*Problem details*
Look through the material and copy each line holding "components".

*Supplied information*
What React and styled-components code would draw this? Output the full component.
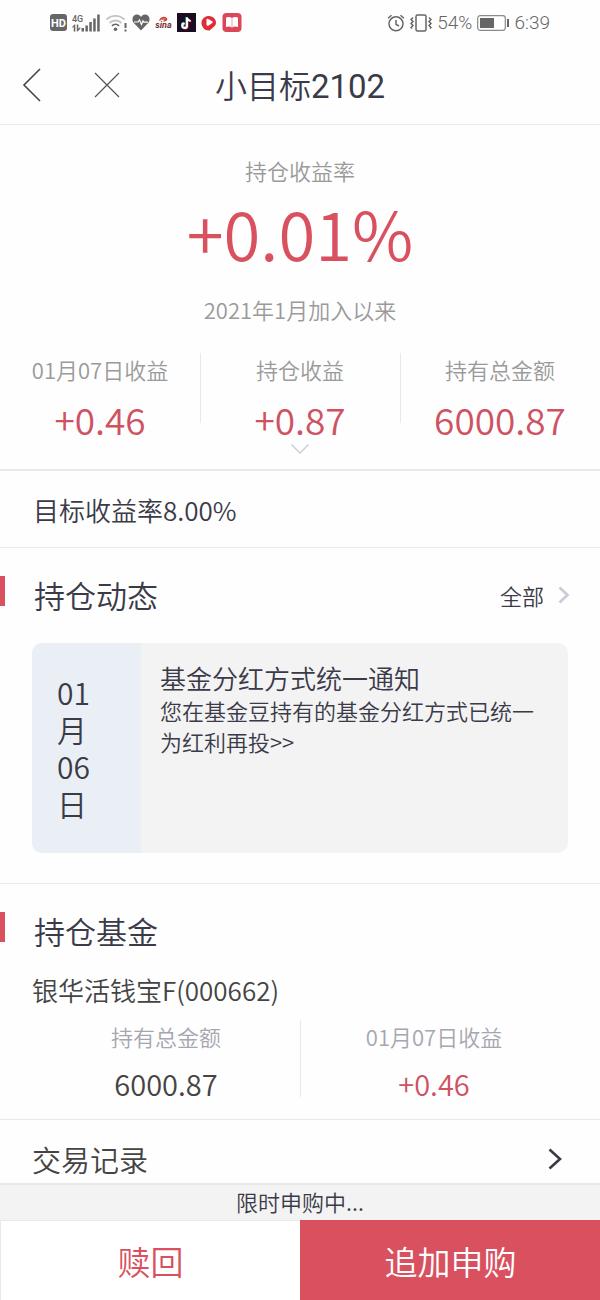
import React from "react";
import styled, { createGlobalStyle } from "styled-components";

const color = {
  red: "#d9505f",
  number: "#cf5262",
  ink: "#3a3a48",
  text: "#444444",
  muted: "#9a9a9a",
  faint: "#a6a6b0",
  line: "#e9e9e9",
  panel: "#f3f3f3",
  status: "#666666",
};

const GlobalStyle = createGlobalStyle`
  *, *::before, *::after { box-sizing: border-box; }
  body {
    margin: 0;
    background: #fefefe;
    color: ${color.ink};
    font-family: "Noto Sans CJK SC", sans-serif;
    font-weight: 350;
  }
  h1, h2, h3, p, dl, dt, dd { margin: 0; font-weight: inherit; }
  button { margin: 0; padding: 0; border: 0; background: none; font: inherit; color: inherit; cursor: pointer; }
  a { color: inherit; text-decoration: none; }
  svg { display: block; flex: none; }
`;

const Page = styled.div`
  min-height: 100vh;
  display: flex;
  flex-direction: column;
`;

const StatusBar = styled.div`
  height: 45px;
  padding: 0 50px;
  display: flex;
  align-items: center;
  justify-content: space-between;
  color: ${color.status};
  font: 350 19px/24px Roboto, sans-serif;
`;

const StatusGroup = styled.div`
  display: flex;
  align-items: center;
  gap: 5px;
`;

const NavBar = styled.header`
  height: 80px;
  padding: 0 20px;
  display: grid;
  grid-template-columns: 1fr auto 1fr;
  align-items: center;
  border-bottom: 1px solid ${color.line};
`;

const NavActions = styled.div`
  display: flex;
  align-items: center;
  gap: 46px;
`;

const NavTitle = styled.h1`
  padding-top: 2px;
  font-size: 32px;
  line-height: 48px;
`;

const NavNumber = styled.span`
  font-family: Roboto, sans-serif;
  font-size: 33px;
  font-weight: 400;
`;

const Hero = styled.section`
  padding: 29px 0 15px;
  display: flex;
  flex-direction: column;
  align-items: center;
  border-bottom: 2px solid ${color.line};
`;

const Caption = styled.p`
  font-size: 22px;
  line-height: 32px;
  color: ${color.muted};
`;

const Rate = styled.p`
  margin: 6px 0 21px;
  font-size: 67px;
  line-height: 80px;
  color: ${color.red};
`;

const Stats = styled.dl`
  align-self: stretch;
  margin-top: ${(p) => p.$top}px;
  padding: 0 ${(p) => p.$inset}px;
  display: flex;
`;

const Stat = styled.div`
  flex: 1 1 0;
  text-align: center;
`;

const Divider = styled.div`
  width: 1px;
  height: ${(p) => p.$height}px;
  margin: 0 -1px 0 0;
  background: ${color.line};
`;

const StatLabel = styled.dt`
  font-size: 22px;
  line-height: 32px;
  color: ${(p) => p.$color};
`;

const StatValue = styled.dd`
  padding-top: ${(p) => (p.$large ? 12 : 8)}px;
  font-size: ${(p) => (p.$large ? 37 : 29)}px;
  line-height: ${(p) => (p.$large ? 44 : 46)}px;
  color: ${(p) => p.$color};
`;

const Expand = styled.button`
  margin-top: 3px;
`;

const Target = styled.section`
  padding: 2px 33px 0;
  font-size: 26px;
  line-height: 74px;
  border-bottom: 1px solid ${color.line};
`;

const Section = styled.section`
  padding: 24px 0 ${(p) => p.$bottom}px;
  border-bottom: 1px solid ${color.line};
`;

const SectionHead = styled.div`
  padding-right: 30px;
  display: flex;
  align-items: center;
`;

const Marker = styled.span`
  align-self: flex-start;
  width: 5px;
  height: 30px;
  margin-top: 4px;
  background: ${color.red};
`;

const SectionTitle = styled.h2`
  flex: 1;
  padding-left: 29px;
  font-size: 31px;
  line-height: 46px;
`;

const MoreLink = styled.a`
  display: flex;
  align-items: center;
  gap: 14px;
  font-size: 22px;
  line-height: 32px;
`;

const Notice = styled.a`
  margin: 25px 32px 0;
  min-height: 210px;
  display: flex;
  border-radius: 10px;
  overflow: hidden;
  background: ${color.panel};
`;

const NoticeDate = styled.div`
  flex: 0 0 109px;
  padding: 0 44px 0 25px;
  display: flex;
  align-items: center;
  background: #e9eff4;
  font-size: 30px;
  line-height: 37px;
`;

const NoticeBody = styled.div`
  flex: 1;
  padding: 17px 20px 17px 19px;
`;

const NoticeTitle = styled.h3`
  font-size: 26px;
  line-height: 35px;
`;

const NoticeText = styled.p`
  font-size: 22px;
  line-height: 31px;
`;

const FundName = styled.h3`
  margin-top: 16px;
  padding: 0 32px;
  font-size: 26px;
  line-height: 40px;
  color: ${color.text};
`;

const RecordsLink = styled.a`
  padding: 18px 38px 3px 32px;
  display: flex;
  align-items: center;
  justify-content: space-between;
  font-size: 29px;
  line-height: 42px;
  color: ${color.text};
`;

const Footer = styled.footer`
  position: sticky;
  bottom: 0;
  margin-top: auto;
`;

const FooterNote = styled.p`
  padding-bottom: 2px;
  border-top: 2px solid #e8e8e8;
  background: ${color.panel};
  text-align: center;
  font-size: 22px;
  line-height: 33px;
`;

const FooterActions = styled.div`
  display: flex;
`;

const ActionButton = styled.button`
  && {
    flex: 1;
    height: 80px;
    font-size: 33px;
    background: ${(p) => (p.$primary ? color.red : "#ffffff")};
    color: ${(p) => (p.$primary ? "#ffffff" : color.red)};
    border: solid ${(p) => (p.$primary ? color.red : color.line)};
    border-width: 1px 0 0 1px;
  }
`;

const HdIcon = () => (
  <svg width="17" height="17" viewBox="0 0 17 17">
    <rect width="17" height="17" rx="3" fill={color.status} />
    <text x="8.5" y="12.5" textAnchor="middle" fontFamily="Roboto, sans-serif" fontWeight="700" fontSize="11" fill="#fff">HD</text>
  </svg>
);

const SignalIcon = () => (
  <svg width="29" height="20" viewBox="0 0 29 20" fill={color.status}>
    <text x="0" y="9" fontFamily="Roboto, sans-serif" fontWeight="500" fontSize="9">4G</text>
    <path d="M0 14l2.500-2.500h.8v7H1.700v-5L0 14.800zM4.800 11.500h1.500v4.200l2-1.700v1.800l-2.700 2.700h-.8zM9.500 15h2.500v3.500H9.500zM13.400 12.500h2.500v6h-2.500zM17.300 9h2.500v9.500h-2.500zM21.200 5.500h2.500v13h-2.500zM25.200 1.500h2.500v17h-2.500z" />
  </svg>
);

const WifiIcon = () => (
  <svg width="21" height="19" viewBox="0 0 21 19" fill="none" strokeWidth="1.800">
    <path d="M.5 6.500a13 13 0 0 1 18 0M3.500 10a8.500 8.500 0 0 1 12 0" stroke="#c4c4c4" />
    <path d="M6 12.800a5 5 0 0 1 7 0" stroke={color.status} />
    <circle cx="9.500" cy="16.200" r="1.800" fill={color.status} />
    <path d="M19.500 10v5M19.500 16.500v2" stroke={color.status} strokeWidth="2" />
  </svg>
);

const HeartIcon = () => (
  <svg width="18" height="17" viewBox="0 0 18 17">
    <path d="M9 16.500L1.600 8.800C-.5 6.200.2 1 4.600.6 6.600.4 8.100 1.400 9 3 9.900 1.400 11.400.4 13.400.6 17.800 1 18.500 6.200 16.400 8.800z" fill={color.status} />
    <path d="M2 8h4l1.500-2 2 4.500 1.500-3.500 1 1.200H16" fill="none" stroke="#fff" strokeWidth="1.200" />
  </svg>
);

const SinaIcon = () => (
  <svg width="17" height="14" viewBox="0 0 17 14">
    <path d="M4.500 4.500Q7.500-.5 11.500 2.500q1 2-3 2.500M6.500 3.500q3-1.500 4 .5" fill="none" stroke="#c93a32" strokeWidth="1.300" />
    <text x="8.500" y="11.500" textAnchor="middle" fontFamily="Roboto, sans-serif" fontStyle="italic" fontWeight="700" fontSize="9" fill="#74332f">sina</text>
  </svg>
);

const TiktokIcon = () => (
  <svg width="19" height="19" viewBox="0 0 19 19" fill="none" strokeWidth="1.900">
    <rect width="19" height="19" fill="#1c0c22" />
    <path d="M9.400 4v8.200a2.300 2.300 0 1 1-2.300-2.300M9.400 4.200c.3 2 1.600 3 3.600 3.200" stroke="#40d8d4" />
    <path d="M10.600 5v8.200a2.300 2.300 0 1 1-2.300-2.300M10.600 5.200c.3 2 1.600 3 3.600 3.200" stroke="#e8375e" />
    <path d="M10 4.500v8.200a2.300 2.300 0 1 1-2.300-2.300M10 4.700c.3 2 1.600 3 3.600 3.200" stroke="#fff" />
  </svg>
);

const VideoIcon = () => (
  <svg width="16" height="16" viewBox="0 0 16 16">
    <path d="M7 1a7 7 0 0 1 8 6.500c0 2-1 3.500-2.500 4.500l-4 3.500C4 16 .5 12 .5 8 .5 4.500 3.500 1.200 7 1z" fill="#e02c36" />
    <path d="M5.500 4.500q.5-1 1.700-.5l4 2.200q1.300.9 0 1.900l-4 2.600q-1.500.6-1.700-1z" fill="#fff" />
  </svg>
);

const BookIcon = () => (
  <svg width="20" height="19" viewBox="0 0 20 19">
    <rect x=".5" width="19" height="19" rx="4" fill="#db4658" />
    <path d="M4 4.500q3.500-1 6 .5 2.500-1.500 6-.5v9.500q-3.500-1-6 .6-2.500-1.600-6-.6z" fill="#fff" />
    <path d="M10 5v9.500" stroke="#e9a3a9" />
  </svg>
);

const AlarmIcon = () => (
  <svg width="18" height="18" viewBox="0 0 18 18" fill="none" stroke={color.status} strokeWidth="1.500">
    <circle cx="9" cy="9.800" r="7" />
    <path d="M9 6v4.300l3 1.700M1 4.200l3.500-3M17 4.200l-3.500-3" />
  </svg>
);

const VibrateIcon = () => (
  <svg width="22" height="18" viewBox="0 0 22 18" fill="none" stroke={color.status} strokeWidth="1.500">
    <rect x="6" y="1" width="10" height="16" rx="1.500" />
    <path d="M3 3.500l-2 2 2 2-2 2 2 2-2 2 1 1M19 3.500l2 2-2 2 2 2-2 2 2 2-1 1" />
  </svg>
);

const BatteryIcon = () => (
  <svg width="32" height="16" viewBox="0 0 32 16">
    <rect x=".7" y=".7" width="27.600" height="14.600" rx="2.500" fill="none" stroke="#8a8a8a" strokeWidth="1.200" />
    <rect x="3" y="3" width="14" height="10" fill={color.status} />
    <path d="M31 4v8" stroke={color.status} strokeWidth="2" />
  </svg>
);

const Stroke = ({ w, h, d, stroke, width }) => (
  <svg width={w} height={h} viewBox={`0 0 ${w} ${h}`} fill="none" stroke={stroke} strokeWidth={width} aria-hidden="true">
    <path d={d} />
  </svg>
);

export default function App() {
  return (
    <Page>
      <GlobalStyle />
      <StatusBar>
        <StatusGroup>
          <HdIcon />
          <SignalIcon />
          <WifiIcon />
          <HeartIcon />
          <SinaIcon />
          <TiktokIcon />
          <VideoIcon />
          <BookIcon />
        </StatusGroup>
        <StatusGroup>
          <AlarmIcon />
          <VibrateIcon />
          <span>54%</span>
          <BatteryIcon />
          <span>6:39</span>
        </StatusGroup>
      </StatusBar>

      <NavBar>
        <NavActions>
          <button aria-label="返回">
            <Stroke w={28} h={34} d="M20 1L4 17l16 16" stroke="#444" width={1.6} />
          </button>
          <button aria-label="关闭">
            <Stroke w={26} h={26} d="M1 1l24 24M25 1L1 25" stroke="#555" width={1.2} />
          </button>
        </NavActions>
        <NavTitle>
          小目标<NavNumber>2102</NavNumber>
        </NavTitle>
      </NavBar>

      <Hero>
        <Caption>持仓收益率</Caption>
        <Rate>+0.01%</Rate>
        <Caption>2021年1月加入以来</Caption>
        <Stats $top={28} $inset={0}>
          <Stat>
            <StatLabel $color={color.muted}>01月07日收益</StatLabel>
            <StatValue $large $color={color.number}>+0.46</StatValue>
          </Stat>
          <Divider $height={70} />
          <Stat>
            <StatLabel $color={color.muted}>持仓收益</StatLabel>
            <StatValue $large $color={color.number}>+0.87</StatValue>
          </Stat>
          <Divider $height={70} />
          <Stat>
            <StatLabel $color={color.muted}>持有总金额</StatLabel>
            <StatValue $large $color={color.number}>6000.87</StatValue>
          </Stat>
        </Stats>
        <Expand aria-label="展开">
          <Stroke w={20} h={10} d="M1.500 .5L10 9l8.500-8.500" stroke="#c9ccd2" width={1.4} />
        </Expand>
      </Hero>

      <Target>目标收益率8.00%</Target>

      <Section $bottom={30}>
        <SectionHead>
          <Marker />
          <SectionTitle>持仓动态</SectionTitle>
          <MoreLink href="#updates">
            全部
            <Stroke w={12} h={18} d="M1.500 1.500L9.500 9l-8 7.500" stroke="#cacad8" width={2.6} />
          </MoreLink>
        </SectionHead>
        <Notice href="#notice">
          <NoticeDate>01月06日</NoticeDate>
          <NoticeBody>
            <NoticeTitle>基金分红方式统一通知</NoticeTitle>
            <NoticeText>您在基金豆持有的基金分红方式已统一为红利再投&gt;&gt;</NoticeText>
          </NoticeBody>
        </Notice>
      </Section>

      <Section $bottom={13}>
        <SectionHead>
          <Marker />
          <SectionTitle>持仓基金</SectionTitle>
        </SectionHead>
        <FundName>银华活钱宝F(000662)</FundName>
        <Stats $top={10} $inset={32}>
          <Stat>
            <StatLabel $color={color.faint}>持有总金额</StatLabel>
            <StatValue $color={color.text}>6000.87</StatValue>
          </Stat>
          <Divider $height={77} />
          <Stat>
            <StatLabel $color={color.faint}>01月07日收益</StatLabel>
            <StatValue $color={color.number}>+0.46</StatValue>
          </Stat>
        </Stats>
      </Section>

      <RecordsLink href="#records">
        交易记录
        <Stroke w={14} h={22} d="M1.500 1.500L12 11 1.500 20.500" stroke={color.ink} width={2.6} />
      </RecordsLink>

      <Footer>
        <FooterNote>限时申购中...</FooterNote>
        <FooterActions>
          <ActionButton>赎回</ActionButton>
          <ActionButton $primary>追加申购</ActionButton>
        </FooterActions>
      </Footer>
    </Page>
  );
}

*Expected answer*
What React and styled-components code would draw this? Output the full component.
import styled, { createGlobalStyle } from "styled-components";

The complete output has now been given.